───── DATA SECTION ─────

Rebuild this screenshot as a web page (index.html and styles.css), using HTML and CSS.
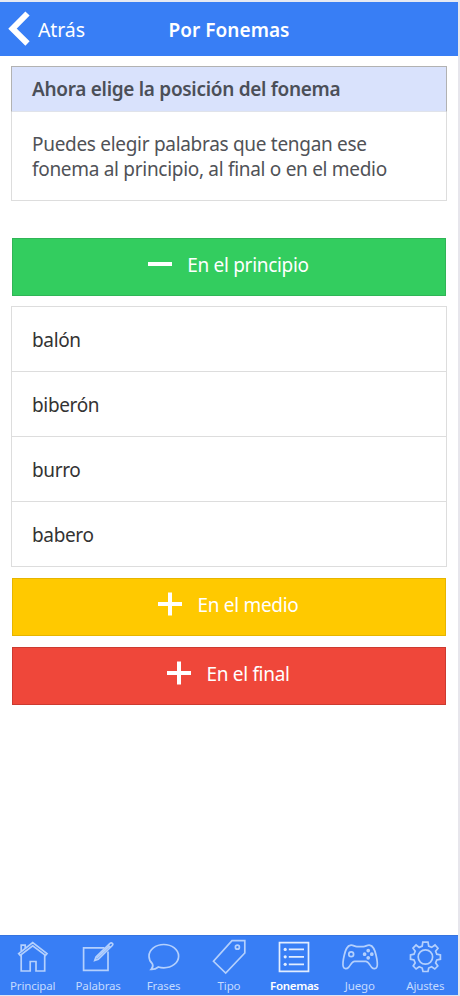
FILE: index.html
```
<!DOCTYPE html>
<html lang="es">
<head>
<meta charset="utf-8">
<title>Por Fonemas</title>
<link rel="stylesheet" href="styles.css">
</head>
<body>
<div class="app">
  <header class="bar">
    <div class="back">
      <svg class="chevron" viewBox="0 0 22 36"><path d="M19.5 2.5 4.5 17.7 19.5 32.5"/></svg>
      <span class="back-label">Atrás</span>
    </div>
    <h1 class="title">Por Fonemas</h1>
  </header>
  <main class="content">
    <section class="card">
      <h2 class="card-head">Ahora elige la posición del fonema</h2>
      <p class="card-body">Puedes elegir palabras que tengan ese<br>fonema al principio, al final o en el medio</p>
    </section>
    <div class="button green">
      <svg class="sign" viewBox="0 0 24 24"><path d="M0 12H24"/></svg>
      <span>En el principio</span>
    </div>
    <ul class="list">
      <li>balón</li>
      <li>biberón</li>
      <li>burro</li>
      <li>babero</li>
    </ul>
    <div class="button yellow">
      <svg class="sign" viewBox="0 0 24 24"><path d="M0 12H24M12 .5V23.5"/></svg>
      <span>En el medio</span>
    </div>
    <div class="button red">
      <svg class="sign" viewBox="0 0 24 24"><path d="M0 12H24M12 .5V23.5"/></svg>
      <span>En el final</span>
    </div>
  </main>
  <nav class="tabs">
    <div class="tab">
      <svg viewBox="0 0 34 34"><path d="M2.7 13.6 16.7 2.5 31 13.6 29.5 15.4 16.7 5.8 4.2 15.4ZM5.2 11.5V5.2H9.2V8.3M5.2 15V31H14.2V21.5H20V31H28.7V15"/></svg>
      <span>Principal</span>
    </div>
    <div class="tab">
      <svg viewBox="0 0 34 34"><path d="M23.5 7.9H2.6V30.3H27V11.5"/><path d="M13.8 20.4 15 17 29 3.3Q30.2 2.3 31.3 3.3T31.3 5.5L17.3 19.3ZM27 5.2 29.4 7.5"/><path d="M15.5 18.3 28 6.3"/></svg>
      <span>Palabras</span>
    </div>
    <div class="tab">
      <svg viewBox="0 0 34 34"><path d="M4.2 29.4C6 27.6 6.2 25.5 5.3 23.7C3.2 21.6 2 19 2 16.2C2 9.7 8.6 4.5 16.8 4.5S31.6 9.7 31.6 16.2 25 27.8 16.8 27.8C14.8 27.8 13 27.5 11.4 27C9.4 28.6 7 29.5 4.2 29.4Z"/></svg>
      <span>Frases</span>
    </div>
    <div class="tab">
      <svg viewBox="0 0 34 34"><path d="M20 .7H32.8V13L13.7 33 1.5 21.3Z"/><circle cx="25.4" cy="7.2" r="2"/></svg>
      <span>Tipo</span>
    </div>
    <div class="tab active">
      <svg viewBox="0 0 34 34"><path d="M2.5 2.7H31.5V31.3H2.5ZM11.8 9.4H27M11.8 16.8H27M11.8 24.3H27"/><g class="dots"><circle cx="8.2" cy="9.4" r="1.6"/><circle cx="8.2" cy="16.8" r="1.6"/><circle cx="8.2" cy="24.3" r="1.6"/></g></svg>
      <span>Fonemas</span>
    </div>
    <div class="tab">
      <svg viewBox="0 0 34 34"><path d="M8 5.2C10.3 5 11.7 6.6 13.8 6.6H20.5C22.6 6.6 24 5 26.3 5.2C30.5 5.6 31.8 10 33 15C34.1 19.6 34.9 24 34 26.7C33.2 29 30.6 29.3 28.7 27.3C26.7 25.2 25.5 21.3 22.8 21.3H11.5C8.8 21.3 7.6 25.2 5.6 27.3C3.7 29.3 1.1 29 .3 26.7C-.6 24 .2 19.6 1.3 15C2.5 10 3.8 5.6 8 5.2Z"/><circle cx="8.2" cy="14.3" r="2.4"/><circle cx="25.2" cy="10.6" r="1"/><circle cx="25.2" cy="17.8" r="1"/><circle cx="21.6" cy="14.2" r="1"/><circle cx="28.8" cy="14.2" r="1"/></svg>
      <span>Juego</span>
    </div>
    <div class="tab">
      <svg viewBox="0 0 34 34"><path d="M14.8 2.2H20L20.7 6.1 23.7 7.4 27 5 30 8.2 27.6 11.2 28.8 14.2 32.4 15V19.2L28.8 19.9 27.6 22.8 29.8 26 26.8 29 23.6 26.8 20.7 28 20 31.5H15L14.2 28 11.2 26.8 8.1 29 5.2 26 7.2 22.8 6 19.9 2.5 19.2V15L6 14.2 7.2 11.2 5 8.2 8.1 5 11.2 7.4 14.2 6.1Z"/><circle cx="17.4" cy="17" r="7.2"/></svg>
      <span>Ajustes</span>
    </div>
  </nav>
</div>
</body>
</html>
```
FILE: styles.css
```
* { box-sizing: border-box; margin: 0; padding: 0; }
body { background: #fff; font-family: "Noto Sans", "Open Sans", sans-serif; }
.app {
  width: 460px; height: 996px; display: flex; flex-direction: column;
  border-top: 2px solid #e6e9f2; border-right: 2px solid #e7e6ec; border-bottom: 1px solid #dfe5f3;
}
.bar {
  height: 54px; background: #387ef5; color: #fff; display: grid;
  grid-template-columns: 140px 178px 140px; align-items: center; flex: none;
}
.back { display: flex; align-items: center; padding-left: 8px; }
.chevron { width: 22px; height: 36px; fill: none; stroke: #fff; stroke-width: 6; }
.back-label { font-size: 19.5px; letter-spacing: -.1px; margin-left: 8px; line-height: 26px; padding-top: 2px; }
.title { font-size: 19px; font-weight: 600; text-align: center; letter-spacing: .05px; padding-top: 2px; line-height: 26px; white-space: nowrap; }
.content { flex: 1; padding: 10px 11px 0; }
.card { border: 1px solid #ddd; border-top: 0; height: 135px; color: #505257; }
.card-head {
  margin: 0 -1px; height: 46px; padding-left: 20px; border: 1px solid #b2b2b2; border-bottom-color: #e0e3ea;
  background: #d9e2fc; color: #4b4f58;
  font-size: 19px; font-weight: 600; line-height: 45px; letter-spacing: -.3px; white-space: nowrap;
}
.card-body { padding: 20px 0 0 20px; font-size: 19px; line-height: 24.5px; letter-spacing: -.3px; white-space: nowrap; }
.button {
  height: 58px; margin: 0 1px; display: flex; align-items: center; justify-content: center; color: #fff;
  border: 1px solid; font-size: 19px; letter-spacing: -.3px; gap: 15px; padding: 0 1px 4px 0;
}
.sign { width: 24px; height: 24px; fill: none; stroke: #fff; stroke-width: 4; margin-bottom: 2px; }
.green { background: #33cd5f; border-color: #30b556; margin-top: 37px; }
.yellow { background: #ffc900; border-color: #e6b500; margin-top: 11px; }
.red { background: #ef473a; border-color: #cc3a30; margin-top: 11px; }
.list { list-style: none; border: 1px solid #ddd; margin-top: 10px; color: #333; font-size: 19px; letter-spacing: -.35px; height: 261px; }
.list li { height: 65px; padding-left: 20px; line-height: 66px; border-bottom: 1px solid #ddd; }
.list li:last-child { border-bottom: 0; }
.tabs { display: flex; height: 60px; background: #387ef5; flex: none; border-top: 1px solid #3574e0; }
.tab { flex: 1; display: flex; flex-direction: column; align-items: center; color: #c4daff; font-size: 11.5px; padding-top: 4px; }
.tab svg { width: 34px; height: 34px; overflow: visible; fill: none; stroke: #b4d0fd; stroke-width: 1.7; flex: none; }
.tab span { line-height: 14px; margin-top: 5px; letter-spacing: -.15px; white-space: nowrap; }
.active { color: #fff; font-weight: 600; }
.active span { letter-spacing: -.3px; }
.tab.active svg { stroke: #e2edff; }
.tab.active .dots { fill: #e2edff; stroke: none; }
```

─────

§ **SHORT TASK**
Copy all the data exactly as written, but skip any picture.

§ **THE RESULT**
Rebuild this screenshot as a web page (index.html and styles.css), using HTML and CSS.
FILE: index.html
```
<!DOCTYPE html>
<html lang="es">
<head>
<meta charset="utf-8">
<title>Por Fonemas</title>
<link rel="stylesheet" href="styles.css">
</head>
<body>
<div class="app">
  <header class="bar">
    <div class="back">
      <svg class="chevron" viewBox="0 0 22 36"><path d="M19.5 2.5 4.5 17.7 19.5 32.5"/></svg>
      <span class="back-label">Atrás</span>
    </div>
    <h1 class="title">Por Fonemas</h1>
  </header>
  <main class="content">
    <section class="card">
      <h2 class="card-head">Ahora elige la posición del fonema</h2>
      <p class="card-body">Puedes elegir palabras que tengan ese<br>fonema al principio, al final o en el medio</p>
    </section>
    <div class="button green">
      <svg class="sign" viewBox="0 0 24 24"><path d="M0 12H24"/></svg>
      <span>En el principio</span>
    </div>
    <ul class="list">
      <li>balón</li>
      <li>biberón</li>
      <li>burro</li>
      <li>babero</li>
    </ul>
    <div class="button yellow">
      <svg class="sign" viewBox="0 0 24 24"><path d="M0 12H24M12 .5V23.5"/></svg>
      <span>En el medio</span>
    </div>
    <div class="button red">
      <svg class="sign" viewBox="0 0 24 24"><path d="M0 12H24M12 .5V23.5"/></svg>
      <span>En el final</span>
    </div>
  </main>
  <nav class="tabs">
    <div class="tab">
      <svg viewBox="0 0 34 34"><path d="M2.7 13.6 16.7 2.5 31 13.6 29.5 15.4 16.7 5.8 4.2 15.4ZM5.2 11.5V5.2H9.2V8.3M5.2 15V31H14.2V21.5H20V31H28.7V15"/></svg>
      <span>Principal</span>
    </div>
    <div class="tab">
      <svg viewBox="0 0 34 34"><path d="M23.5 7.9H2.6V30.3H27V11.5"/><path d="M13.8 20.4 15 17 29 3.3Q30.2 2.3 31.3 3.3T31.3 5.5L17.3 19.3ZM27 5.2 29.4 7.5"/><path d="M15.5 18.3 28 6.3"/></svg>
      <span>Palabras</span>
    </div>
    <div class="tab">
      <svg viewBox="0 0 34 34"><path d="M4.2 29.4C6 27.6 6.2 25.5 5.3 23.7C3.2 21.6 2 19 2 16.2C2 9.7 8.6 4.5 16.8 4.5S31.6 9.7 31.6 16.2 25 27.8 16.8 27.8C14.8 27.8 13 27.5 11.4 27C9.4 28.6 7 29.5 4.2 29.4Z"/></svg>
      <span>Frases</span>
    </div>
    <div class="tab">
      <svg viewBox="0 0 34 34"><path d="M20 .7H32.8V13L13.7 33 1.5 21.3Z"/><circle cx="25.4" cy="7.2" r="2"/></svg>
      <span>Tipo</span>
    </div>
    <div class="tab active">
      <svg viewBox="0 0 34 34"><path d="M2.5 2.7H31.5V31.3H2.5ZM11.8 9.4H27M11.8 16.8H27M11.8 24.3H27"/><g class="dots"><circle cx="8.2" cy="9.4" r="1.6"/><circle cx="8.2" cy="16.8" r="1.6"/><circle cx="8.2" cy="24.3" r="1.6"/></g></svg>
      <span>Fonemas</span>
    </div>
    <div class="tab">
      <svg viewBox="0 0 34 34"><path d="M8 5.2C10.3 5 11.7 6.6 13.8 6.6H20.5C22.6 6.6 24 5 26.3 5.2C30.5 5.6 31.8 10 33 15C34.1 19.6 34.9 24 34 26.7C33.2 29 30.6 29.3 28.7 27.3C26.7 25.2 25.5 21.3 22.8 21.3H11.5C8.8 21.3 7.6 25.2 5.6 27.3C3.7 29.3 1.1 29 .3 26.7C-.6 24 .2 19.6 1.3 15C2.5 10 3.8 5.6 8 5.2Z"/><circle cx="8.2" cy="14.3" r="2.4"/><circle cx="25.2" cy="10.6" r="1"/><circle cx="25.2" cy="17.8" r="1"/><circle cx="21.6" cy="14.2" r="1"/><circle cx="28.8" cy="14.2" r="1"/></svg>
      <span>Juego</span>
    </div>
    <div class="tab">
      <svg viewBox="0 0 34 34"><path d="M14.8 2.2H20L20.7 6.1 23.7 7.4 27 5 30 8.2 27.6 11.2 28.8 14.2 32.4 15V19.2L28.8 19.9 27.6 22.8 29.8 26 26.8 29 23.6 26.8 20.7 28 20 31.5H15L14.2 28 11.2 26.8 8.1 29 5.2 26 7.2 22.8 6 19.9 2.5 19.2V15L6 14.2 7.2 11.2 5 8.2 8.1 5 11.2 7.4 14.2 6.1Z"/><circle cx="17.4" cy="17" r="7.2"/></svg>
      <span>Ajustes</span>
    </div>
  </nav>
</div>
</body>
</html>
```
FILE: styles.css
```
* { box-sizing: border-box; margin: 0; padding: 0; }
body { background: #fff; font-family: "Noto Sans", "Open Sans", sans-serif; }
.app {
  width: 460px; height: 996px; display: flex; flex-direction: column;
  border-top: 2px solid #e6e9f2; border-right: 2px solid #e7e6ec; border-bottom: 1px solid #dfe5f3;
}
.bar {
  height: 54px; background: #387ef5; color: #fff; display: grid;
  grid-template-columns: 140px 178px 140px; align-items: center; flex: none;
}
.back { display: flex; align-items: center; padding-left: 8px; }
.chevron { width: 22px; height: 36px; fill: none; stroke: #fff; stroke-width: 6; }
.back-label { font-size: 19.5px; letter-spacing: -.1px; margin-left: 8px; line-height: 26px; padding-top: 2px; }
.title { font-size: 19px; font-weight: 600; text-align: center; letter-spacing: .05px; padding-top: 2px; line-height: 26px; white-space: nowrap; }
.content { flex: 1; padding: 10px 11px 0; }
.card { border: 1px solid #ddd; border-top: 0; height: 135px; color: #505257; }
.card-head {
  margin: 0 -1px; height: 46px; padding-left: 20px; border: 1px solid #b2b2b2; border-bottom-color: #e0e3ea;
  background: #d9e2fc; color: #4b4f58;
  font-size: 19px; font-weight: 600; line-height: 45px; letter-spacing: -.3px; white-space: nowrap;
}
.card-body { padding: 20px 0 0 20px; font-size: 19px; line-height: 24.5px; letter-spacing: -.3px; white-space: nowrap; }
.button {
  height: 58px; margin: 0 1px; display: flex; align-items: center; justify-content: center; color: #fff;
  border: 1px solid; font-size: 19px; letter-spacing: -.3px; gap: 15px; padding: 0 1px 4px 0;
}
.sign { width: 24px; height: 24px; fill: none; stroke: #fff; stroke-width: 4; margin-bottom: 2px; }
.green { background: #33cd5f; border-color: #30b556; margin-top: 37px; }
.yellow { background: #ffc900; border-color: #e6b500; margin-top: 11px; }
.red { background: #ef473a; border-color: #cc3a30; margin-top: 11px; }
.list { list-style: none; border: 1px solid #ddd; margin-top: 10px; color: #333; font-size: 19px; letter-spacing: -.35px; height: 261px; }
.list li { height: 65px; padding-left: 20px; line-height: 66px; border-bottom: 1px solid #ddd; }
.list li:last-child { border-bottom: 0; }
.tabs { display: flex; height: 60px; background: #387ef5; flex: none; border-top: 1px solid #3574e0; }
.tab { flex: 1; display: flex; flex-direction: column; align-items: center; color: #c4daff; font-size: 11.5px; padding-top: 4px; }
.tab svg { width: 34px; height: 34px; overflow: visible; fill: none; stroke: #b4d0fd; stroke-width: 1.7; flex: none; }
.tab span { line-height: 14px; margin-top: 5px; letter-spacing: -.15px; white-space: nowrap; }
.active { color: #fff; font-weight: 600; }
.active span { letter-spacing: -.3px; }
.tab.active svg { stroke: #e2edff; }
.tab.active .dots { fill: #e2edff; stroke: none; }
```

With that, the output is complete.